Николай II, трусливый и безвольный, и тут проявил свое коварство, и дождался убийства Бобрикова.
Как известно, Николай II не был ни красноречив, ни находчив. Люди, представлявшиеся ему, в особенности знатные иностранцы, часто попадали в мучительно-неловкие положения. Царь не находил нужных слов и не умел придумывать ненужных, безразличных. Получались тягостные паузы.
После революции 1905 г. кто-то надоумился выпустить маленькую книжку: «Собрание речей его императорского величества Николая II». В этой книжечке были собраны только изречения и телеграммы, в свое время напечатанные в «Правительственном Вестнике», и приведены без всяких комментариев.

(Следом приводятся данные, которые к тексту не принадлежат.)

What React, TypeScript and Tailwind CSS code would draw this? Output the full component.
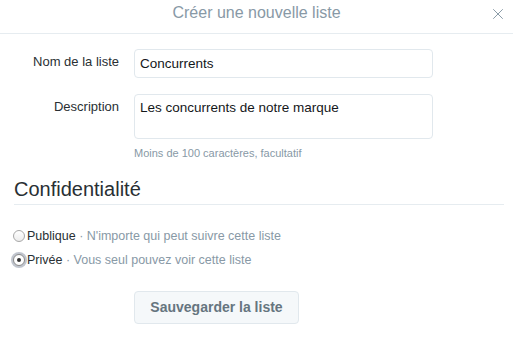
import { X } from "lucide-react";

const font = { fontFamily: '"Liberation Sans", Arial, sans-serif' };

export default function App() {
  return (
    <div className="w-[514px] h-[338px] bg-white overflow-hidden" style={font}>
      {/* Header */}
      <div className="relative h-[34px] mr-[1px] border-b border-[#e6ecf0] flex items-center justify-center">
        <h1 className="text-[16px] text-[#8899a6] leading-none -mt-[7px]">Créer une nouvelle liste</h1>
        <button className="absolute right-[6px] top-[5px] text-[#8899a6]">
          <X className="w-[18px] h-[18px]" strokeWidth={1.3} />
        </button>
      </div>

      {/* Form */}
      <div className="pt-[15px]">
        <div className="flex items-start">
          <label className="w-[119px] text-right text-[13px] text-[#292f33] pt-[3px]">Nom de la liste</label>
          <input
            className="ml-[15px] w-[299px] h-[29px] border border-[#e1e8ed] rounded-[4px] px-[5px] text-[13.5px] text-[#14171a] outline-none"
            defaultValue="Concurrents"
          />
        </div>
        <div className="flex items-start mt-[16px]">
          <label className="w-[119px] text-right text-[13px] text-[#292f33] pt-[3px]">Description</label>
          <div className="ml-[15px] w-[299px]">
            <textarea
              className="w-full h-[45px] border border-[#e1e8ed] rounded-[4px] px-[5px] py-[3px] text-[13.5px] text-[#14171a] resize-none outline-none block"
              defaultValue="Les concurrents de notre marque"
            />
            <p className="text-[11px] text-[#8899a6] mt-[6px]">Moins de 100 caractères, facultatif</p>
          </div>
        </div>
      </div>

      {/* Confidentialité */}
      <div className="ml-[14px] mr-[10px] mt-[15px] border-b border-[#e6ecf0] pb-[3px]">
        <h2 className="text-[20px] leading-[24px] text-[#292f33]">Confidentialité</h2>
      </div>

      <div className="ml-[13px] mt-[22px] flex flex-col gap-[6px] text-[12.5px] leading-[18px]">
        <label className="flex items-center gap-[2px]">
          <span className="w-[12px] h-[12px] rounded-full border border-[#a8a8a8] bg-gradient-to-b from-white to-[#ececec]" />
          <span className="text-[#292f33]">
            Publique <span className="text-[#8899a6]">· N'importe qui peut suivre cette liste</span>
          </span>
        </label>
        <label className="flex items-center gap-[2px]">
          <span className="w-[12px] h-[12px] rounded-full border border-[#8a8a8a] bg-white flex items-center justify-center shadow-[0_0_0_2px_rgba(140,150,165,0.55)]">
            <span className="w-[4px] h-[4px] rounded-full bg-[#333]" />
          </span>
          <span className="text-[#292f33]">
            Privée <span className="text-[#8899a6]">· Vous seul pouvez voir cette liste</span>
          </span>
        </label>
      </div>

      <div className="ml-[134px] mt-[22px]">
        <button className="w-[165px] h-[33px] border border-[#e1e8ed] rounded-[4px] bg-[#f5f8fa] text-[14px] font-bold text-[#66757f]">
          Sauvegarder la liste
        </button>
      </div>
    </div>
  );
}
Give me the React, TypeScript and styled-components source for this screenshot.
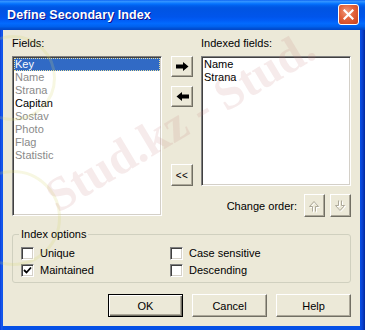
import React from "react";
import styled, { createGlobalStyle } from "styled-components";

/* global */
const GlobalStyle = createGlobalStyle`
  html, body {
    margin: 0;
    padding: 0;
    background: #ffffff;
  }
  body {
    font-family: "Liberation Sans", Arial, sans-serif;
    font-size: 11px;
    color: #000;
  }
`;

/* data */
const fields = [
  { name: "Key", color: "#ffffff", selected: true },
  { name: "Name", color: "#8a8a8a" },
  { name: "Strana", color: "#8a8a8a" },
  { name: "Capitan", color: "#000000" },
  { name: "Sostav", color: "#8a8a8a" },
  { name: "Photo", color: "#8a8a8a" },
  { name: "Flag", color: "#8a8a8a" },
  { name: "Statistic", color: "#8a8a8a" },
];

const indexed = ["Name", "Strana"];

const options = [
  { label: "Unique", checked: false },
  { label: "Case sensitive", checked: false },
  { label: "Maintained", checked: true },
  { label: "Descending", checked: false },
];

/* icons */
const RightArrow = () => (
  <svg width="13" height="9" viewBox="0 0 13 9">
    <polygon points="0,2.5 7,2.5 7,0 12.5,4.5 7,9 7,6.5 0,6.5" fill="#000" />
  </svg>
);

const LeftArrow = () => (
  <svg width="13" height="9" viewBox="0 0 13 9">
    <polygon points="13,2.5 6,2.5 6,0 0.5,4.5 6,9 6,6.5 13,6.5" fill="#000" />
  </svg>
);

const UpOutline = () => (
  <svg width="13" height="14" viewBox="0 0 13 14">
    <path d="M5.5 13.5 V8.5 H2.5 L7 3.5 L11.5 8.5 H8.5 V13.5" fill="none" stroke="#ffffff" strokeWidth="1" />
    <path d="M4.5 12.5 V7.5 H1.5 L6 2.5 L10.5 7.5 H7.5 V12.5" fill="none" stroke="#aca899" strokeWidth="1" />
  </svg>
);

const DownOutline = () => (
  <svg width="13" height="14" viewBox="0 0 13 14">
    <path d="M5.5 2.5 V7.5 H2.5 L7 12.5 L11.5 7.5 H8.5 V2.5" fill="none" stroke="#ffffff" strokeWidth="1" />
    <path d="M4.5 1.5 V6.5 H1.5 L6 11.5 L10.5 6.5 H7.5 V1.5" fill="none" stroke="#aca899" strokeWidth="1" />
  </svg>
);

const CheckMark = () => (
  <svg width="9" height="9" viewBox="0 0 9 9">
    <polyline points="1,4 3.5,6.5 8,1.5" fill="none" stroke="#000" strokeWidth="1.8" />
  </svg>
);

const CloseX = () => (
  <svg width="11" height="11" viewBox="0 0 11 11">
    <path d="M1.5 1.5 L9.5 9.5 M9.5 1.5 L1.5 9.5" stroke="#fff" strokeWidth="2.2" strokeLinecap="square" />
  </svg>
);

/* styled */
const Window = styled.div`
  position: relative;
  width: 365px;
  height: 330px;
  display: flex;
  flex-direction: column;
  background: linear-gradient(to right, #0a3fd8 0px, #1a5cf0 2px, #0550e6 3px, #0550e6 360px, #0b44d6 362px, #032a9c 365px);
  overflow: hidden;
`;

const TitleBar = styled.div`
  height: 30px;
  flex: none;
  display: flex;
  align-items: center;
  justify-content: space-between;
  padding: 0 6px 0 7px;
  box-sizing: border-box;
  background: linear-gradient(180deg, #0a5ff0 0%, #3593ff 4%, #288eff 7%, #127dff 10%, #036ffc 14%, #0262ee 18%, #0057e5 24%, #0054e3 30%, #0055eb 56%, #005bf5 66%, #026afe 78%, #0062ef 88%, #0052d6 94%, #0046c8 100%);
`;

const Title = styled.span`
  font-family: "Liberation Sans", Arial, sans-serif;
  font-weight: bold;
  font-size: 12.5px;
  color: #ffffff;
  text-shadow: 1px 1px 0 #0f1089;
  letter-spacing: 0.1px;
`;

const CloseButton = styled.div`
  width: 21px;
  height: 21px;
  box-sizing: border-box;
  border: 1px solid #ffffff;
  border-radius: 3px;
  display: flex;
  align-items: center;
  justify-content: center;
  background: radial-gradient(circle at 40% 35%, #f09a7c 0%, #e2613a 45%, #c8401c 100%);
  margin-top: -1px;
`;

const Body = styled.div`
  flex: 1;
  margin: 0 5px 4px 3px;
  background: #ece9d8;
  padding: 7px 9px 9px 9px;
  display: flex;
  flex-direction: column;
  box-sizing: border-box;
`;

const TopGrid = styled.div`
  display: grid;
  grid-template-columns: 150px 1fr 150px;
`;

const Column = styled.div`
  display: flex;
  flex-direction: column;
`;

const Label = styled.div`
  height: 13px;
  line-height: 13px;
  margin-bottom: 6px;
  white-space: nowrap;
`;

const ListBox = styled.div<{ $height: number }>`
  height: ${(p) => p.$height}px;
  box-sizing: border-box;
  background: #ffffff;
  border: 1px solid;
  border-color: #808080 #ffffff #ffffff #808080;
  box-shadow: inset 1px 1px 0 #404040, inset -1px -1px 0 #d4d0c8;
  padding: 1px;
  overflow: hidden;
`;

const ListItem = styled.div<{ $color: string; $selected?: boolean }>`
  height: 13px;
  line-height: 13px;
  padding-left: 1px;
  color: ${(p) => p.$color};
  background: ${(p) => (p.$selected ? "#316ac5" : "transparent")};
  outline: ${(p) => (p.$selected ? "1px dotted #e8e0a0" : "none")};
  outline-offset: -1px;
  white-space: nowrap;
`;

const MoveColumn = styled.div`
  display: flex;
  flex-direction: column;
  align-items: flex-start;
  padding: 19px 0 0 9px;
  gap: 9px;
`;

const ToolButton = styled.div<{ $w: number; $h: number; $gapTop?: number }>`
  width: ${(p) => p.$w}px;
  height: ${(p) => p.$h}px;
  margin-top: ${(p) => p.$gapTop || 0}px;
  box-sizing: border-box;
  background: #ece9d8;
  border: 1px solid;
  border-color: #ffffff #716f64 #716f64 #ffffff;
  box-shadow: inset -1px -1px 0 #aca899;
  display: flex;
  align-items: center;
  justify-content: center;
  font-size: 10px;
  letter-spacing: 0.5px;
  color: #000;
`;

const OrderRow = styled.div`
  margin-top: 8px;
  height: 23px;
  display: flex;
  align-items: center;
  justify-content: flex-end;
  gap: 5px;
`;

const OrderLabel = styled.span`
  margin-right: 2px;
  white-space: nowrap;
`;

const GroupBox = styled.fieldset`
  margin: 11px 0 0 0;
  padding: 6px 8px 5px 8px;
  border: 1px solid #d0d0bf;
  border-radius: 3px;
  min-width: 0;
`;

const Legend = styled.legend`
  padding: 0 2px;
  margin-left: -2px;
  line-height: 13px;
  color: #000;
`;

const OptionsGrid = styled.div`
  display: grid;
  grid-template-columns: 149px 1fr;
  grid-auto-rows: 13px;
  row-gap: 4px;
`;

const CheckRow = styled.label`
  display: flex;
  align-items: center;
  gap: 6px;
  line-height: 13px;
  white-space: nowrap;
`;

const Box = styled.span`
  width: 13px;
  height: 13px;
  box-sizing: border-box;
  background: #ffffff;
  border: 1px solid;
  border-color: #808080 #ffffff #ffffff #808080;
  box-shadow: inset 1px 1px 0 #404040, inset -1px -1px 0 #d4d0c8;
  display: flex;
  align-items: center;
  justify-content: center;
`;

const ButtonRow = styled.div`
  margin-top: 11px;
  display: flex;
  justify-content: flex-end;
  gap: 9px;
`;

const PushButton = styled.div<{ $default?: boolean }>`
  width: 75px;
  height: 23px;
  box-sizing: border-box;
  background: #ece9d8;
  display: flex;
  align-items: center;
  justify-content: center;
  border: 1px solid;
  border-color: ${(p) => (p.$default ? "#000 #000 #000 #000" : "#ffffff #716f64 #716f64 #ffffff")};
  box-shadow: ${(p) =>
    p.$default
      ? "inset 1px 1px 0 #ffffff, inset -1px -1px 0 #716f64, inset -2px -2px 0 #aca899"
      : "inset -1px -1px 0 #aca899"};
`;

const Watermark = styled.div`
  position: absolute;
  inset: 0;
  pointer-events: none;
  overflow: hidden;
`;

const MarkText = styled.span<{ $x: number; $y: number }>`
  position: absolute;
  left: ${(p) => p.$x}px;
  top: ${(p) => p.$y}px;
  font-family: "Liberation Serif", "Times New Roman", serif;
  font-weight: bold;
  font-size: 48px;
  line-height: 48px;
  white-space: nowrap;
  color: rgba(195, 120, 120, 0.15);
  transform: rotate(-31deg);
  transform-origin: left bottom;
`;

const MarkRing = styled.span<{ $x: number; $y: number; $size: number }>`
  position: absolute;
  left: ${(p) => p.$x}px;
  top: ${(p) => p.$y}px;
  width: ${(p) => p.$size}px;
  height: ${(p) => p.$size}px;
  border-radius: 50%;
  border: 3px solid rgba(215, 215, 110, 0.2);
`;

/* DOM */
const App: React.FC = (): JSX.Element => {
  return (
    <>
      <GlobalStyle />
      <Window>
        <TitleBar>
          <Title>Define Secondary Index</Title>
          <CloseButton><CloseX /></CloseButton>
        </TitleBar>
        <Body>
          <TopGrid>
            <Column>
              <Label>Fields:</Label>
              <ListBox $height={160}>
                {fields.map((f) => (
                  <ListItem key={f.name} $color={f.color} $selected={f.selected}>{f.name}</ListItem>
                ))}
              </ListBox>
            </Column>
            <MoveColumn>
              <ToolButton $w={22} $h={21}><RightArrow /></ToolButton>
              <ToolButton $w={22} $h={21}><LeftArrow /></ToolButton>
              <ToolButton $w={22} $h={22} $gapTop={48}>&lt;&lt;</ToolButton>
            </MoveColumn>
            <Column>
              <Label>Indexed fields:</Label>
              <ListBox $height={130}>
                {indexed.map((n) => (
                  <ListItem key={n} $color="#000">{n}</ListItem>
                ))}
              </ListBox>
              <OrderRow>
                <OrderLabel>Change order:</OrderLabel>
                <ToolButton $w={21} $h={23}><UpOutline /></ToolButton>
                <ToolButton $w={21} $h={23}><DownOutline /></ToolButton>
              </OrderRow>
            </Column>
          </TopGrid>
          <GroupBox>
            <Legend>Index options</Legend>
            <OptionsGrid>
              {options.map((o) => (
                <CheckRow key={o.label}>
                  <Box>{o.checked && <CheckMark />}</Box>
                  {o.label}
                </CheckRow>
              ))}
            </OptionsGrid>
          </GroupBox>
          <ButtonRow>
            <PushButton $default>OK</PushButton>
            <PushButton>Cancel</PushButton>
            <PushButton>Help</PushButton>
          </ButtonRow>
        </Body>
        <Watermark>
          <MarkRing $x={-30} $y={35} $size={80} />
          <MarkRing $x={-35} $y={170} $size={90} />
          <MarkText $x={62} $y={172}>Stud.kz - Stud.</MarkText>
        </Watermark>
      </Window>
    </>
  );
};

export default App;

Получилось нечто поразительное, такой махровой глупостью и бездарностью повеяло от этого букета.
С утомительным, удручающим однообразием повторялись шаблонные, бесцветные фразы, почти одни и те же на все случаи.
Полиция поспешила изъять эту брошюру из обращения, настолько эта стенографическая «правда» оказалась «хуже всякой лжи».
Вообще обычные фразы Николая II: «Пью здоровье» и знаменитое «Прочел с удовольствием» набили оскомину всем его «верноподданным».
Впрочем, не все и не всегда Николай «читал с удовольствием». /199/ У него были свои взгляды и свои установившиеся мнения, которые он при случаях и выражал.
П.Е. Щеголев, пересмотревший несколько сотен всеподданнейших докладов, цитирует некоторые такие высочайшие резолюции, которые особенно ярко отражают психику царя.
27 сентября 1912 г. военный министр ген. Сухомлинов докладывал царю, что невозможно
«обеспечить в настоящее время церковными причтами те части, которые их по штатам не имеют», ибо, — объяснял министр, — «едва ли последует согласие министерства финансов и государственного контроля на ассигнование новых кредитов».
Царь «изволил начертать»:
«Военное ведомство обязано потребовать кредиты на удовлетворение важнейшей нужды в войсках. Упадок веры грозит началом нравственного разложения человека, особенно русского. Тут мало значит мнение того или другого — раз я этого хочу ».
Последние слова Николай подчеркнул.
Тут, в этой резолюции, и целое мировоззрение, и своеобразная философия, и программа.
Во-первых, утверждение своего самодержавия: «я этого хочу». Это особенно комично звучит в устах царя, который именно хотеть-то и не умел. Как все бесцветные люди, Николай II любил подчеркивать не просто свою волю, а свою царскую «непреклонную» или «неизменную» волю, от которой неизменно ему приходилось — и очень скоро — отклоняться, нередко в противоположную сторону.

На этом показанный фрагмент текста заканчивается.